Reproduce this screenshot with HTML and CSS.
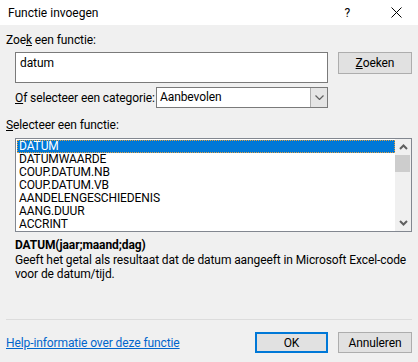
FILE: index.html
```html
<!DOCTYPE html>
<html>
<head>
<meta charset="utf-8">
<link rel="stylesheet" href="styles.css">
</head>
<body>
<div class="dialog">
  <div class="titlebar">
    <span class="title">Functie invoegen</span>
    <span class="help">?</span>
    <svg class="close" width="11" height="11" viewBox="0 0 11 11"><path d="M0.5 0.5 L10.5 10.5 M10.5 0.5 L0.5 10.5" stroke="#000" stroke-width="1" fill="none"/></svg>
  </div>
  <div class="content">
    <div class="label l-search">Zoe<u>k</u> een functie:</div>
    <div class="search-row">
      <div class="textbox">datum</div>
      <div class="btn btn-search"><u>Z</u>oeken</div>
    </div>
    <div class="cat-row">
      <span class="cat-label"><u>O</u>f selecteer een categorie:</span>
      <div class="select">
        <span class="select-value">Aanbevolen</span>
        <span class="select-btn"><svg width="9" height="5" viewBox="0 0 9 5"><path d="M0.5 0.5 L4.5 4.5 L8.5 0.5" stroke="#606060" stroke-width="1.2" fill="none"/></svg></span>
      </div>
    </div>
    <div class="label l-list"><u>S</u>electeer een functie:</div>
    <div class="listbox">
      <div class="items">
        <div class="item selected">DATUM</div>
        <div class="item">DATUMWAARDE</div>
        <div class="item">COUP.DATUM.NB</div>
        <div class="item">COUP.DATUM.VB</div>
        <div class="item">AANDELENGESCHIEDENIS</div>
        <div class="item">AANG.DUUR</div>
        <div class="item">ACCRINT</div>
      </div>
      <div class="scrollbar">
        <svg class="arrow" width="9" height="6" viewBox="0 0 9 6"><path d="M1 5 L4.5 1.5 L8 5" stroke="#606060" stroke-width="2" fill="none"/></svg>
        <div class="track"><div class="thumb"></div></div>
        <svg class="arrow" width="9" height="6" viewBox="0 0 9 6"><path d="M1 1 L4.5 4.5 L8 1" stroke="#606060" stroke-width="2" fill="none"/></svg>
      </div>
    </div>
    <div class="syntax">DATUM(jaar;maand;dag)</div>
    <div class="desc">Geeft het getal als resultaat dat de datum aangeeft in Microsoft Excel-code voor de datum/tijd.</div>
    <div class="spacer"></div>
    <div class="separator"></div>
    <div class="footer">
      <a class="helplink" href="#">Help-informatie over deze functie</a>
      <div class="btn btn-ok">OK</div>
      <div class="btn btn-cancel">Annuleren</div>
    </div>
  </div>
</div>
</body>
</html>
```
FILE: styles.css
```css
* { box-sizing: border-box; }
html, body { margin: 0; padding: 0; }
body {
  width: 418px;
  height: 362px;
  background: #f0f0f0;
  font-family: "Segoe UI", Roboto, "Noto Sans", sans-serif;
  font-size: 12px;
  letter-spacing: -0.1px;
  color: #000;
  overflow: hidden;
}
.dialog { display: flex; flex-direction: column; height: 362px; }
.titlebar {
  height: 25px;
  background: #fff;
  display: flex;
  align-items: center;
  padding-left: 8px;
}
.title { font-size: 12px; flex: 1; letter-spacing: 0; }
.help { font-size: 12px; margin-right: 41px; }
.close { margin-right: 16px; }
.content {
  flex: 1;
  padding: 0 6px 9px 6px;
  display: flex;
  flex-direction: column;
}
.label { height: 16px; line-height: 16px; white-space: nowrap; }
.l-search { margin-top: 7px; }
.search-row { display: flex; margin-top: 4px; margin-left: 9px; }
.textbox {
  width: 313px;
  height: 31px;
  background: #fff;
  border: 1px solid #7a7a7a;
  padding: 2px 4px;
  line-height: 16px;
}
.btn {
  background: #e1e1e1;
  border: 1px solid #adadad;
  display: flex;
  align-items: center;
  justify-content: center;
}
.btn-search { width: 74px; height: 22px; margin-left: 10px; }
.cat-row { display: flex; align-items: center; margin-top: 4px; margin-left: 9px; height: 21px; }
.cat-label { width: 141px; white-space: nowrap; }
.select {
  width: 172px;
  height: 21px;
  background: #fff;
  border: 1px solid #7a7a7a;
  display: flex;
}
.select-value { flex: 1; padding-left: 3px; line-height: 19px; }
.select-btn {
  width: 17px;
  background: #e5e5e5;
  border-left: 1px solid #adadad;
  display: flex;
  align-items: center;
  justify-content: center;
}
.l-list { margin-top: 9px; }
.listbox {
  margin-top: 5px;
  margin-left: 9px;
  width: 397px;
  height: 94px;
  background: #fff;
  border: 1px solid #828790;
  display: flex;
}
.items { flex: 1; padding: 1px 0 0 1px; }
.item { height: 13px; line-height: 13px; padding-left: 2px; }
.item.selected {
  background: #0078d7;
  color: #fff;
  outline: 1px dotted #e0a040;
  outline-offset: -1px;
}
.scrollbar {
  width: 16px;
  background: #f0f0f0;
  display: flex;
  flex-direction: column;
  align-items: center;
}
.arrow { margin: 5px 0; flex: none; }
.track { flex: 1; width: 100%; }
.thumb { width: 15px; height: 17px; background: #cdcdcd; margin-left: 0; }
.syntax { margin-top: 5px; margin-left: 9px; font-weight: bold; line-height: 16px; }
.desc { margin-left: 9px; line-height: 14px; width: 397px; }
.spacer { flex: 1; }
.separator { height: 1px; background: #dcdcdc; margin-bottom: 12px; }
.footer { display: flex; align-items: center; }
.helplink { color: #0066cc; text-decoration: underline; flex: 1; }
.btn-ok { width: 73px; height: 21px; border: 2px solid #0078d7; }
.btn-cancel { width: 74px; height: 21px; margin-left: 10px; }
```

→ TASK TO COMPLETE: Copy out every line of the material above exactly, skipping the pictures.

→ RESULT FOR THIS EXERCISE:
Reproduce this screenshot with HTML and CSS.
FILE: index.html
```html
<!DOCTYPE html>
<html>
<head>
<meta charset="utf-8">
<link rel="stylesheet" href="styles.css">
</head>
<body>
<div class="dialog">
  <div class="titlebar">
    <span class="title">Functie invoegen</span>
    <span class="help">?</span>
    <svg class="close" width="11" height="11" viewBox="0 0 11 11"><path d="M0.5 0.5 L10.5 10.5 M10.5 0.5 L0.5 10.5" stroke="#000" stroke-width="1" fill="none"/></svg>
  </div>
  <div class="content">
    <div class="label l-search">Zoe<u>k</u> een functie:</div>
    <div class="search-row">
      <div class="textbox">datum</div>
      <div class="btn btn-search"><u>Z</u>oeken</div>
    </div>
    <div class="cat-row">
      <span class="cat-label"><u>O</u>f selecteer een categorie:</span>
      <div class="select">
        <span class="select-value">Aanbevolen</span>
        <span class="select-btn"><svg width="9" height="5" viewBox="0 0 9 5"><path d="M0.5 0.5 L4.5 4.5 L8.5 0.5" stroke="#606060" stroke-width="1.2" fill="none"/></svg></span>
      </div>
    </div>
    <div class="label l-list"><u>S</u>electeer een functie:</div>
    <div class="listbox">
      <div class="items">
        <div class="item selected">DATUM</div>
        <div class="item">DATUMWAARDE</div>
        <div class="item">COUP.DATUM.NB</div>
        <div class="item">COUP.DATUM.VB</div>
        <div class="item">AANDELENGESCHIEDENIS</div>
        <div class="item">AANG.DUUR</div>
        <div class="item">ACCRINT</div>
      </div>
      <div class="scrollbar">
        <svg class="arrow" width="9" height="6" viewBox="0 0 9 6"><path d="M1 5 L4.5 1.5 L8 5" stroke="#606060" stroke-width="2" fill="none"/></svg>
        <div class="track"><div class="thumb"></div></div>
        <svg class="arrow" width="9" height="6" viewBox="0 0 9 6"><path d="M1 1 L4.5 4.5 L8 1" stroke="#606060" stroke-width="2" fill="none"/></svg>
      </div>
    </div>
    <div class="syntax">DATUM(jaar;maand;dag)</div>
    <div class="desc">Geeft het getal als resultaat dat de datum aangeeft in Microsoft Excel-code voor de datum/tijd.</div>
    <div class="spacer"></div>
    <div class="separator"></div>
    <div class="footer">
      <a class="helplink" href="#">Help-informatie over deze functie</a>
      <div class="btn btn-ok">OK</div>
      <div class="btn btn-cancel">Annuleren</div>
    </div>
  </div>
</div>
</body>
</html>
```
FILE: styles.css
```css
* { box-sizing: border-box; }
html, body { margin: 0; padding: 0; }
body {
  width: 418px;
  height: 362px;
  background: #f0f0f0;
  font-family: "Segoe UI", Roboto, "Noto Sans", sans-serif;
  font-size: 12px;
  letter-spacing: -0.1px;
  color: #000;
  overflow: hidden;
}
.dialog { display: flex; flex-direction: column; height: 362px; }
.titlebar {
  height: 25px;
  background: #fff;
  display: flex;
  align-items: center;
  padding-left: 8px;
}
.title { font-size: 12px; flex: 1; letter-spacing: 0; }
.help { font-size: 12px; margin-right: 41px; }
.close { margin-right: 16px; }
.content {
  flex: 1;
  padding: 0 6px 9px 6px;
  display: flex;
  flex-direction: column;
}
.label { height: 16px; line-height: 16px; white-space: nowrap; }
.l-search { margin-top: 7px; }
.search-row { display: flex; margin-top: 4px; margin-left: 9px; }
.textbox {
  width: 313px;
  height: 31px;
  background: #fff;
  border: 1px solid #7a7a7a;
  padding: 2px 4px;
  line-height: 16px;
}
.btn {
  background: #e1e1e1;
  border: 1px solid #adadad;
  display: flex;
  align-items: center;
  justify-content: center;
}
.btn-search { width: 74px; height: 22px; margin-left: 10px; }
.cat-row { display: flex; align-items: center; margin-top: 4px; margin-left: 9px; height: 21px; }
.cat-label { width: 141px; white-space: nowrap; }
.select {
  width: 172px;
  height: 21px;
  background: #fff;
  border: 1px solid #7a7a7a;
  display: flex;
}
.select-value { flex: 1; padding-left: 3px; line-height: 19px; }
.select-btn {
  width: 17px;
  background: #e5e5e5;
  border-left: 1px solid #adadad;
  display: flex;
  align-items: center;
  justify-content: center;
}
.l-list { margin-top: 9px; }
.listbox {
  margin-top: 5px;
  margin-left: 9px;
  width: 397px;
  height: 94px;
  background: #fff;
  border: 1px solid #828790;
  display: flex;
}
.items { flex: 1; padding: 1px 0 0 1px; }
.item { height: 13px; line-height: 13px; padding-left: 2px; }
.item.selected {
  background: #0078d7;
  color: #fff;
  outline: 1px dotted #e0a040;
  outline-offset: -1px;
}
.scrollbar {
  width: 16px;
  background: #f0f0f0;
  display: flex;
  flex-direction: column;
  align-items: center;
}
.arrow { margin: 5px 0; flex: none; }
.track { flex: 1; width: 100%; }
.thumb { width: 15px; height: 17px; background: #cdcdcd; margin-left: 0; }
.syntax { margin-top: 5px; margin-left: 9px; font-weight: bold; line-height: 16px; }
.desc { margin-left: 9px; line-height: 14px; width: 397px; }
.spacer { flex: 1; }
.separator { height: 1px; background: #dcdcdc; margin-bottom: 12px; }
.footer { display: flex; align-items: center; }
.helplink { color: #0066cc; text-decoration: underline; flex: 1; }
.btn-ok { width: 73px; height: 21px; border: 2px solid #0078d7; }
.btn-cancel { width: 74px; height: 21px; margin-left: 10px; }
```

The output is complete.